For instance, a blog search turns up this post by msoccer10 on 7-16-09, with excerpts from a story behind a Rivals paywall:
I know that Rich's football team made really significant strides in their team GPA," noted U-M Athletic Director Bill Martin. "It either is, or is very close to, the highest GPA in the recorded history of the football team. I'm very proud of that."
. . . The article states that the new staff are putting more emphasis on grades than the previous one.
In other words, RR is putting more emphasis on GPA than Lloyd did.
Other than this, I haven't found very much about this. To me, this is a huge story that blows a very large hole in one of the most pernicious anti-RR myths, and yet, the details (such as what that [2008-9] GPA actually was) are not to be found and the story gets buried under another Freep-faux-scandal about misplaced records concerning GPA, and so on.
Does anyone know a free source to acquire more information about UM football's team GPA, follow-ups for the current year, and so on? And can someone tell me why this isn't treated as a much, much bigger story, at least not here at Mgoblog? After all, one of CF's most ethical and respected programs is becoming even more so, and no-one is hearing about it.

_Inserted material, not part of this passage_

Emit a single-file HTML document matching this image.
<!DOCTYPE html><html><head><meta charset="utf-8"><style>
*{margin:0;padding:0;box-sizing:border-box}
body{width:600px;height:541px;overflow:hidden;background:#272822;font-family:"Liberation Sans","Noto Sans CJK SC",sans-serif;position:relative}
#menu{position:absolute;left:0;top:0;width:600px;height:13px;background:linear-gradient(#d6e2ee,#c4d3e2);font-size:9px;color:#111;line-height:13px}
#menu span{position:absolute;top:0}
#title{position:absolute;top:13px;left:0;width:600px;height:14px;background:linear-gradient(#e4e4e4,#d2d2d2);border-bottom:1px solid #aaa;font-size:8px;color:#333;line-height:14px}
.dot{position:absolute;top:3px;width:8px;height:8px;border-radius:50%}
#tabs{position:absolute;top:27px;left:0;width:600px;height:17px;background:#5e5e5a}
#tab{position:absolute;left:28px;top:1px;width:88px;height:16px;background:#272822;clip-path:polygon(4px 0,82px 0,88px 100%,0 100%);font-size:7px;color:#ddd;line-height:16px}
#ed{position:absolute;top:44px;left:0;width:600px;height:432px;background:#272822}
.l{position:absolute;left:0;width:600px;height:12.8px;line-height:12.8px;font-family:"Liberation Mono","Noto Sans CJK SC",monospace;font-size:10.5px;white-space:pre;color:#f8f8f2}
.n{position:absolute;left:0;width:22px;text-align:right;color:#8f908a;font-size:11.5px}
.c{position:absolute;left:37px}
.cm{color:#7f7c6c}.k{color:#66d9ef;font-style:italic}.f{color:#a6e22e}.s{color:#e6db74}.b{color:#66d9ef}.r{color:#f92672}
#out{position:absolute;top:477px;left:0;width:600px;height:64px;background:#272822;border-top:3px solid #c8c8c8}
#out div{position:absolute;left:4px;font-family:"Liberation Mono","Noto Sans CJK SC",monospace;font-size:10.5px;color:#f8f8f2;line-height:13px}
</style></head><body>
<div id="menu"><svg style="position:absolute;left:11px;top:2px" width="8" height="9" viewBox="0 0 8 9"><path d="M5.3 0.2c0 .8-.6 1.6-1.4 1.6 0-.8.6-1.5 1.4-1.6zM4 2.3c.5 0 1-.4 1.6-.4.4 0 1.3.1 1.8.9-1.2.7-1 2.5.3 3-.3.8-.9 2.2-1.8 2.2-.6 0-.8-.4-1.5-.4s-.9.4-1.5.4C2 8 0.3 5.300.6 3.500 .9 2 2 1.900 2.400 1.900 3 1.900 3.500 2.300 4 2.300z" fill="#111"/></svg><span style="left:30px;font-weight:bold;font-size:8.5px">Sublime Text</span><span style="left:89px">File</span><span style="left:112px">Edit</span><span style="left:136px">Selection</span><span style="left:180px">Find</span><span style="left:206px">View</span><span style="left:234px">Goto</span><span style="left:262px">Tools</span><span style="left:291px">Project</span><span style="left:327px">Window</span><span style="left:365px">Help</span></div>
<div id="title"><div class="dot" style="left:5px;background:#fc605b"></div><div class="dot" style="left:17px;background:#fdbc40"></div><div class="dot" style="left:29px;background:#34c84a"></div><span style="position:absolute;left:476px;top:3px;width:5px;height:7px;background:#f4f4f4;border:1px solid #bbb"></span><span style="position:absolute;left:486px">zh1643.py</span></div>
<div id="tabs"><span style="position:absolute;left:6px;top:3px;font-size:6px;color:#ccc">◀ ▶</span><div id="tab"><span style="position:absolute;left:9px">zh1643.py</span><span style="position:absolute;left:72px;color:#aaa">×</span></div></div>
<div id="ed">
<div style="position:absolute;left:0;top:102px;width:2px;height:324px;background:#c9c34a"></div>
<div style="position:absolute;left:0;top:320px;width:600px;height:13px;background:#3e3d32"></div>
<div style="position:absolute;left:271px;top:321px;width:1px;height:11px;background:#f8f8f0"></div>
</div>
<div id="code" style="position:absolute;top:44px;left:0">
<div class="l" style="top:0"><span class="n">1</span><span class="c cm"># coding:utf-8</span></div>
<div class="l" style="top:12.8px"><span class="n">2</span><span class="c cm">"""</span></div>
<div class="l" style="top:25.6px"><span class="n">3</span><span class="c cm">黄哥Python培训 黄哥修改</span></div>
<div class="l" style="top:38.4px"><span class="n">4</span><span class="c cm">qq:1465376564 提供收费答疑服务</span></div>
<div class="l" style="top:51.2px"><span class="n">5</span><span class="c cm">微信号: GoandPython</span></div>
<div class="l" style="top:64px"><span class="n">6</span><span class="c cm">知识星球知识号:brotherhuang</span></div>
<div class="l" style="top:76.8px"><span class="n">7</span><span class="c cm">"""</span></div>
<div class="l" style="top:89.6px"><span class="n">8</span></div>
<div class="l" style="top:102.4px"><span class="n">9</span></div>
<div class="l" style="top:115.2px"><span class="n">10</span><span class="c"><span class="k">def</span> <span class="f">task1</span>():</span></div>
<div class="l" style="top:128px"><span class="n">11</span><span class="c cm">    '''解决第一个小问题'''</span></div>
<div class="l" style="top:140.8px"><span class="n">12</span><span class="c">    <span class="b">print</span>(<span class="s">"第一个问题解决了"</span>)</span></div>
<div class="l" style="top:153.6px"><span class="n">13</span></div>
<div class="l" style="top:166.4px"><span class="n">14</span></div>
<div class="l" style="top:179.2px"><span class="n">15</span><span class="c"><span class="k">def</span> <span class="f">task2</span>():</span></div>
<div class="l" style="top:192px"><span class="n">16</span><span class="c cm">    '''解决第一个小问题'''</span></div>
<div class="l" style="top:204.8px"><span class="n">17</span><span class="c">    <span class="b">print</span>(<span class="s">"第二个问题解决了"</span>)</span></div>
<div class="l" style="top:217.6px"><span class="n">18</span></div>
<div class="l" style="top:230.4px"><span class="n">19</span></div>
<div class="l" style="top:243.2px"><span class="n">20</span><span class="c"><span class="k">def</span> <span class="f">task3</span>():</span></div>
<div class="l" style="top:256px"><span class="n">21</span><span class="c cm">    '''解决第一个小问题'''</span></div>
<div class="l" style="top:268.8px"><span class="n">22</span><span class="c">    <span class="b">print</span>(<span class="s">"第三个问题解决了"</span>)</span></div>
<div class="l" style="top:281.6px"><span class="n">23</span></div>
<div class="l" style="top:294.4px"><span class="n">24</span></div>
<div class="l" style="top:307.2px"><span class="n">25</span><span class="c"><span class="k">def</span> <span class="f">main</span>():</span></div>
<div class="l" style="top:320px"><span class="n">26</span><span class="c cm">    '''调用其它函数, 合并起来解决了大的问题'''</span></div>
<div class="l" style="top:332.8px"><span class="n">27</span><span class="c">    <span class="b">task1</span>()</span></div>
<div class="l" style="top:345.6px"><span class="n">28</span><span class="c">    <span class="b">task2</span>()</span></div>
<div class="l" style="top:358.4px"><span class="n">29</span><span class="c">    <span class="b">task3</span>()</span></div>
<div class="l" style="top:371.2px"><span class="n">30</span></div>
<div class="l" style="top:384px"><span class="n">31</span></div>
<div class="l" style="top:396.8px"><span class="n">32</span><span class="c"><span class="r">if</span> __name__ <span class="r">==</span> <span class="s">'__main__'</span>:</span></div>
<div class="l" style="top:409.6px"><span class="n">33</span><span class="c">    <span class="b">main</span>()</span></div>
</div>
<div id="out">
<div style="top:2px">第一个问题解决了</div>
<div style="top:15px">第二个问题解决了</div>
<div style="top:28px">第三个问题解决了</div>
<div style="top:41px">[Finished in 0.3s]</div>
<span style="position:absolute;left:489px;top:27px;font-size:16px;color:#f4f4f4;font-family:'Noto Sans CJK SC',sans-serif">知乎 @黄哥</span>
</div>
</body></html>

That's all that needs to be said.
Despite the insufferable Drew Sharp, this interview is worth listening to:
And one good point is raised, and is worth discussing -- Brandon answers the question about "factions" without denying the premise, that indeed there are "factions" at Michigan.
And for my own part, I don't deny that "factions" might be a fact of life in some people's minds. But the question remains; who are they, and why do any factionalists cling to their opposition?
I'd have preferred that Brandon would have given this answer:
"If anyone has a problem with a member of the Michigan Athletic Department, I expect them to come to me with those concerns. If anyone goes to the press with complaints about a Michigan coach or a Michigan athlete, and they won't share those concerns with me, I shall expect that you in the press corps will make those people known to the public. I pledge to you now, and I shall guarantee to any member of the Michigan family, that I will listen to their honest concerns, and I will support everyone's honest aspirations for success at Michigan. But I won't accept any anonymous sniping. Period. And you members of the press are to be advised that I won't tolerate it through your offices, either."
Again, that is my greater point to all of the MGoBlog membership; if there is any discussion of "factions," we must put names to any complaints. We should identify any factions, and any factionalists. People need to make any complaints clear, and they need to support any allegations.
If there are "factions" out there, who won't be named, and won't be identified publicly, they can go stright to hell.